The SPC model uses a grid of neural network units to represent the perceptual space. When a stimulus is presented, a region of the units in that part of the perceptual space is activated according to a radial basis function (see Figure 7, left, for a visual depiction of this activation). This grid of units represents a configural activation of features, similar to the configural representation used in other models of animal cognition (George & Pearce, 2012; Pearce, 2002). This entire grid of units is connected to a much smaller set of decision units (maybe even just one unit) whose activity level generates the category response.
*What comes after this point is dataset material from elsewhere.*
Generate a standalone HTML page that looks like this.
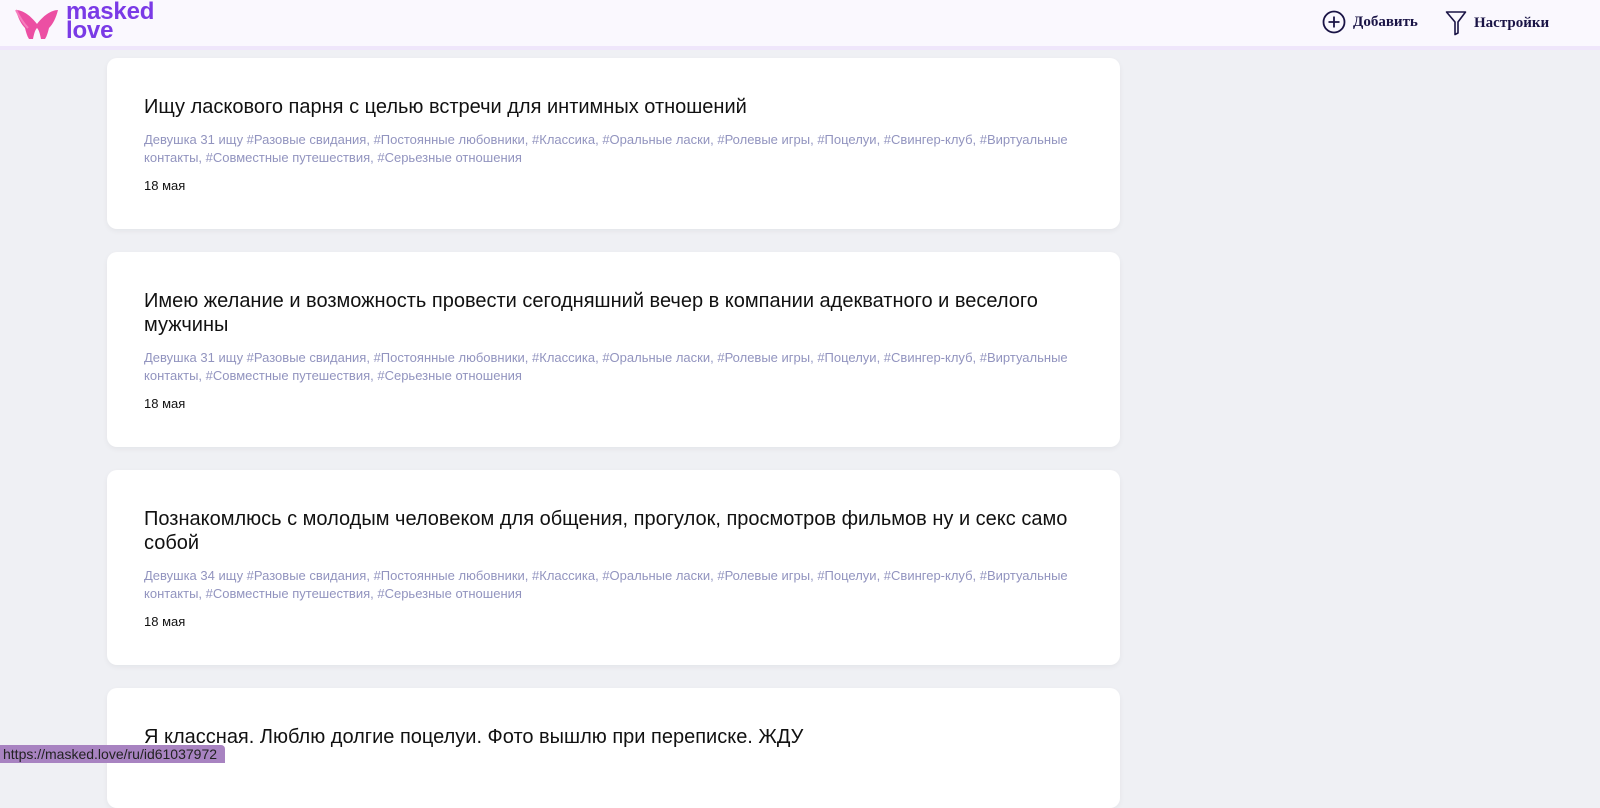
<!DOCTYPE html>
<html><head><meta charset="utf-8"><style>
*{margin:0;padding:0;box-sizing:border-box}
body{width:1600px;height:778px;overflow:hidden;background:#eff0f4;font-family:"Liberation Sans",sans-serif;position:relative}
.hdr{position:absolute;left:0;top:0;width:1600px;height:50px;background:#faf8fe;border-bottom:4px solid #efe6fb;z-index:2}
.logo{position:absolute;left:15px;top:4px}
.lt{position:absolute;left:66px;top:2px;color:#7a3ae6;font-weight:bold;font-size:24px;line-height:19px;letter-spacing:-0.2px}
.nav{position:absolute;top:10px;display:flex;align-items:center;font-family:"Liberation Serif",serif;font-weight:bold;font-size:15px;color:#1a1446}
.card{position:absolute;left:107px;width:1013px;background:#fff;border-radius:10px;box-shadow:0 2px 6px rgba(0,0,0,0.05);padding:37px 37px 0 37px}
.t{font-size:20px;line-height:24px;color:#111}
.g{font-size:13px;line-height:18px;color:#9294bf;margin-top:12px}
.d{font-size:13px;line-height:18px;color:#111;margin-top:10px}
.st{position:absolute;left:0;top:745px;height:18px;background:#a883c1;color:#222;font-size:14px;line-height:18px;padding:0 8px 0 3px;border-top-right-radius:4px;z-index:3}
</style></head><body>
<div class="hdr">
<svg class="logo" width="44" height="36" viewBox="0 0 44 36"><path d="M1 6 C8 6 16 12 22 20 C28 12 36 6 43 6 C41 14 38 20 34 24 C33 28 32 32 30 35 L26 35 C25 30 24 26 22 24 C20 26 19 30 18 35 L14 35 C12 32 11 28 10 24 C6 20 3 14 1 6 Z" fill="#ec4fa3"/><path d="M1 6 C5 14 9 20 13 24" stroke="#f67dbd" stroke-width="2" fill="none"/></svg>
<div class="lt">masked<br>love</div>
<div class="nav" style="left:1322px"><svg width="24" height="24" viewBox="0 0 24 24"><circle cx="12" cy="12" r="10.5" fill="none" stroke="#1a1446" stroke-width="1.8"/><path d="M12 6.5v11M6.5 12h11" stroke="#1a1446" stroke-width="1.8"/></svg><span style="margin-left:7px">Добавить</span></div>
<div class="nav" style="left:1445px"><svg width="22" height="26" viewBox="0 0 22 26"><path d="M1.5 2h19l-7.5 10v11l-3 1.5v-12.5z" fill="none" stroke="#1a1446" stroke-width="1.6" stroke-linejoin="round"/></svg><span style="margin-left:7px">Настройки</span></div>
</div>
<div class="card" style="top:58px;height:171px"><div class="t">Ищу ласкового парня с целью встречи для интимных отношений</div><div class="g">Девушка 31 ищу #Разовые свидания, #Постоянные любовники, #Классика, #Оральные ласки, #Ролевые игры, #Поцелуи, #Свингер-клуб, #Виртуальные контакты, #Совместные путешествия, #Серьезные отношения</div><div class="d">18 мая</div></div>
<div class="card" style="top:252px;height:195px"><div class="t">Имею желание и возможность провести сегодняшний вечер в компании адекватного и веселого мужчины</div><div class="g">Девушка 31 ищу #Разовые свидания, #Постоянные любовники, #Классика, #Оральные ласки, #Ролевые игры, #Поцелуи, #Свингер-клуб, #Виртуальные контакты, #Совместные путешествия, #Серьезные отношения</div><div class="d">18 мая</div></div>
<div class="card" style="top:470px;height:195px"><div class="t">Познакомлюсь с молодым человеком для общения, прогулок, просмотров фильмов ну и секс само собой</div><div class="g">Девушка 34 ищу #Разовые свидания, #Постоянные любовники, #Классика, #Оральные ласки, #Ролевые игры, #Поцелуи, #Свингер-клуб, #Виртуальные контакты, #Совместные путешествия, #Серьезные отношения</div><div class="d">18 мая</div></div>
<div class="card" style="top:688px;height:120px"><div class="t">Я классная. Люблю долгие поцелуи. Фото вышлю при переписке. ЖДУ</div></div>
<div class="st">https://masked.love/ru/id61037972</div>
</body></html>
Over multiple presentations, as a result of feedback-based learning, the weights are adjusted so that ultimately the correct response is produced when the stimuli are presented.
Figure 7.

A depiction of stimulus representation for the configural activation model and the dimensional activation model, using a 20-unit based grid. Each unit is represented by a circle, with highly activated units filled with black, less activated units filled with grey, and inactivated units filled with white. The configural activation model uses a radial basis function to compute the activation of units, while the dimensional activation model uses a Gaussian decay. Both representations are depicting the activation from the same external stimulus. Note that the grid on the right with the dashed boundary is for comparison purposes only – it does not accurately reflect the stimulus representation. The dimensional activation model is best represented by the two lines of units to the right and below the grid on the right.
Given the importance of dimensional attention in these experiments, we also examined an alternative version of the SPC that uses a different type of stimulus representation. Specifically, this alternative uses a separate set of units for each feature in the stimulus to represent activation in just a dimension. Thus, instead of a grid of units, we end up with two lines of units, with each unit representing different values along a dimension (see Figure 7, right). When a stimulus is presented, it generates activity in each dimension. Learning and categorization then proceed as in the SPC. In particular, the two lines of units are connected to a much smaller set of decision units (maybe even just one unit), and through feedback-based learning the weights are adjusted to generate the correct response. To disambiguate the two SPC versions, we will refer to the latter model as the dimensional-activation model and the former (original SPC) as the configural-activation model in order to identify their critical difference. One illustration of the difference between the two models is shown in Figure 7. Note that while the units are displayed in the context of the grid of stimuli used in the configural-activation model, this is only to emphasize the differences in activation patterns in the model and not to suggest that there are configural units that become activated in this fashion. If these dimensional units representing the (unbound) activation within each dimension were later bound together for a different task, how their activation would pattern is an open question.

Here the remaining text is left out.